- Born: 2 November 1948 (age 77) Adelaide, South Australia
- Occupation: Author, academic
- Genre: Children's literature, young adult fiction
- Years active: 1972–present
- Notable works: Mr Enigmatic What Are Ya? Dancing on Knives

= Jenny Pausacker =

Australian author (born 1948)

Jenny Pausacker (born 2 November 1948 in Adelaide) is an Australian author.

Pausacker won her first literary competition prize at the age of ten, shortly after the death of her father. She finished her first novel at the age of sixteen, whilst attending Methodist Ladies' College, Melbourne, though it was rejected. Pausacker went on to do a Bachelor of Arts with Honours at Melbourne University in 1969, and a Master of Arts in 1972. In 1972 her first book was published, a picture book entitled The Three Dragons. She lectured in children's literature at Flinders University from 1975 until she obtained her PhD in that field in 1981. Pausacker has lectured at five other Australian universities, and also at the University of Bristol and the University of British Columbia. She has published over sixty books for children and young adults, and also wrote reviews for The Australian for 5 years. She has written under the pen names Jaye Francis, Jade Forrester, Mary Forrest and Rosa Tomaselli.

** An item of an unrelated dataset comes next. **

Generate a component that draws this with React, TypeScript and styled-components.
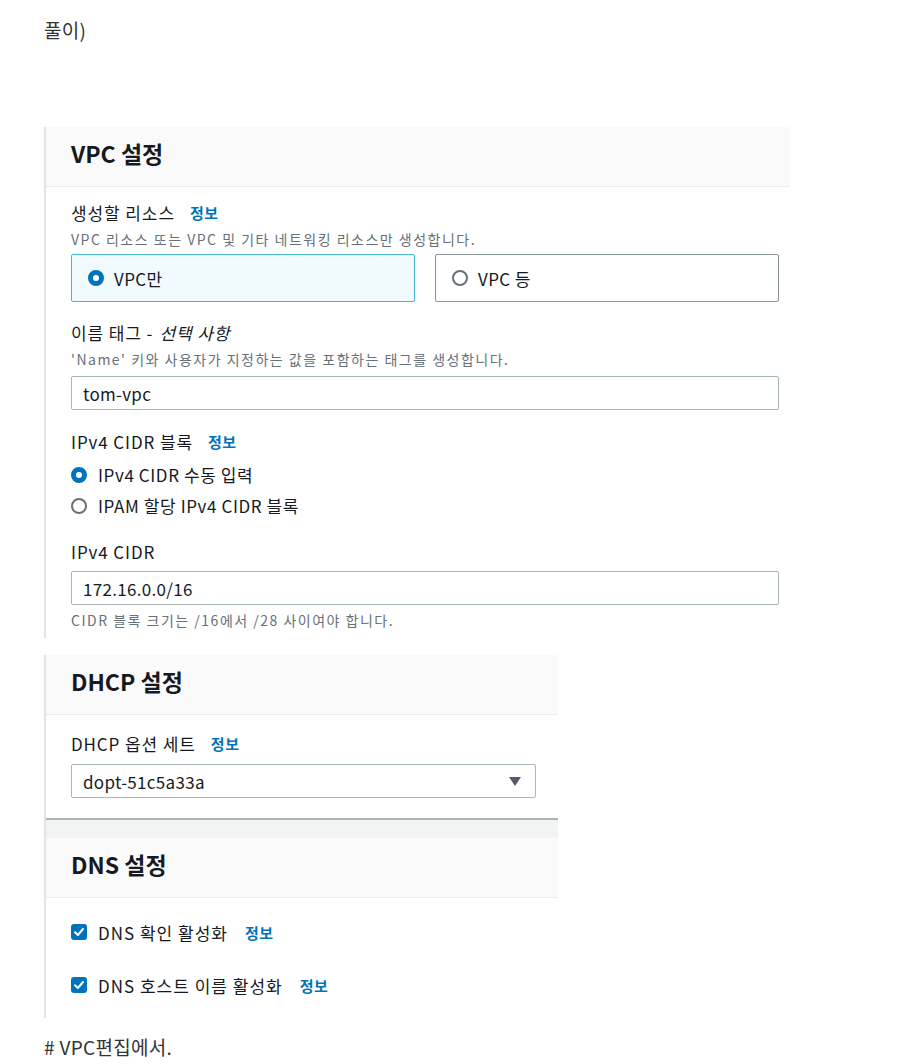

Her book What Are Ya? was shortlisted for the 1998 Victorian Premier's Literary Award. Mr Enigmatic won the 1995 New South Wales Premier's Literary Award. Getting Somewhere, was short-listed for the Older Readers category of the 1996 Children's Book Council Awards, and The Rings was listed as a notable book at the 1998 Children's Book Council Awards. Dancing on Knives was shortlisted for the 2005 Ethel Turner Prize for Young People's Literature.